It’s never easy to lose a job. When you’ve been laid off, bouncing back can feel impossible. While you may want to summon up all your confidence, almost anyone in this situation feels self-doubt and worry. It’s perfectly normal to stress about what happens next.
The good news is that what happens next is largely in your hands. You can do more than survive a layoff — you can thrive. All you have to do to rally is take advantage of today’s tech.
The first thing to do is review and update your resume. After all, it’s the first thing a potential employer will want to see. It may have been years or decades since you last had to dust off your list of accomplishments. You’ll need a fresh resume to send out with all of your recent achievements, including any new certifications, degrees, promotions, and titles you’ve earned. You should also list any classes you have taken or languages you have learned.
Fortunately, you don’t have to update your resume alone. You can create customized resumes from scratch with an AI resume builder designed to make you look your best for each application. Where you once had to hope you’d crafted perfectly worded objectives or descriptions of your work experience, now you have help.
Better still, you don’t have to come up with hundreds of dollars for a professional resume writer. You can sign up to access free templates online and even get help writing cover letters.
Once you’ve burnished your resume, it’s time to put yourself out there. Even if you don’t want to start applying for jobs right away, you should be networking. Stay active on LinkedIn to join the conversations in your industry. Post regularly on your topics of expertise. Make yourself visible in the circles and communities you’ve been in over the years.
Jobvite research found that 40% of new hires get their jobs after being referred by one of the company’s own employees. That’s right. Who you know often matters more than what you know. So reach out to former colleagues, fellow alumni, and industry contacts, and forge connections in online groups and forums.
The more you show up in the right places and get seen by the right people, the more likely you will get hired. You can spend an hour a day on LinkedIn reading, checking in, and posting. Attend online networking events in your field. And of course, refer others for jobs and opportunities when you can. In the business world, networking can make all the difference.
While you have downtime, use some of it to conduct research. Check out the top companies in your field. Read their blogs and newsletters. Subscribe as a customer or client to get their emails and updates.
Look into the top executives and those who hold positions you aspire to. When you familiarize yourself with what those companies need, you can aim to meet those needs. Further, when you see who holds your preferred position, you can compare your achievements and credentials. You may see a skills gap you can use your free time to fill.
Conversely, your research might reveal that there are reasons you don’t want to work for a particular company — even if they’re hiring. Being laid off is a very real opportunity to potentially change your career trajectory. You’ve likely heard the statistics that people change careers once or twice in their lifetimes. This may be one of those times for you.
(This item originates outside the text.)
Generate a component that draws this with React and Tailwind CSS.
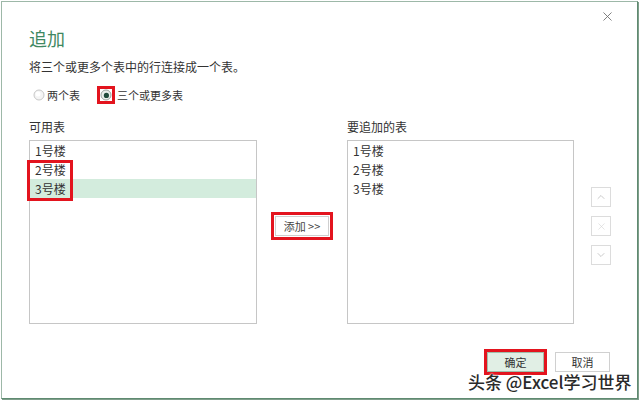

Rather than looking for a job like the one you had — whoever’s offering — perhaps you should research how to pivot into a new career.
To that end, you could use some of your downtime to learn new skills. Even if you want to remain in your industry and chosen career, online classes are almost always a plus. It shows a dedication to lifelong learning that will appeal to almost any employer.
If you hold a higher-level position in your industry, it may take months to find a new job. When you utilize that time to enhance your professional skill set, you can put that on your resume. Future employers will appreciate that you filled your unemployment period with education.
The internet is filled with ways to learn and resources to choose from. You can engage in a journey of self-education via e-books and apps. Alternatively, you can take online classes that will grant you a certificate. Either way, you will be able to speak to what you learned on your resume, in your cover letter, and in your interviews. You may even be able to use a new language you learned on your journey!
Finally, in all of your eagerness to build skills, network, and get a new job, don’t forget to relax occasionally. It is true that desperation reeks. A desperate energy is an off-putting quality in even the most qualified candidates. Try one of the dozens of relaxation and meditation apps online to quell your anxieties and restore your inner calm. Confidence is the opposite of desperation, and confident people get more jobs.
Another element of relaxation that often gets overlooked is organization. Chaos is disruptive and unsettling; it generates a frantic energy. To combat the panic, get organized.
Check out an online calendar app to help you keep track of your goals and the steps you’re taking to get there. Long before you get your next job, plan your days as if you’re already working. Then, when you do land your dream job, you’ll be that much better prepared to excel and impress.
While losing your job might feel like the end of the world, it doesn’t have to be. Indeed, it can be the beginning of something great.
In today’s age of easily accessible information, you can use the internet to become a better version of yourself. And that better version might decide to aim even higher, personally and professionally. Technology puts resources at your fingertips, literally. You can only benefit from tapping into them.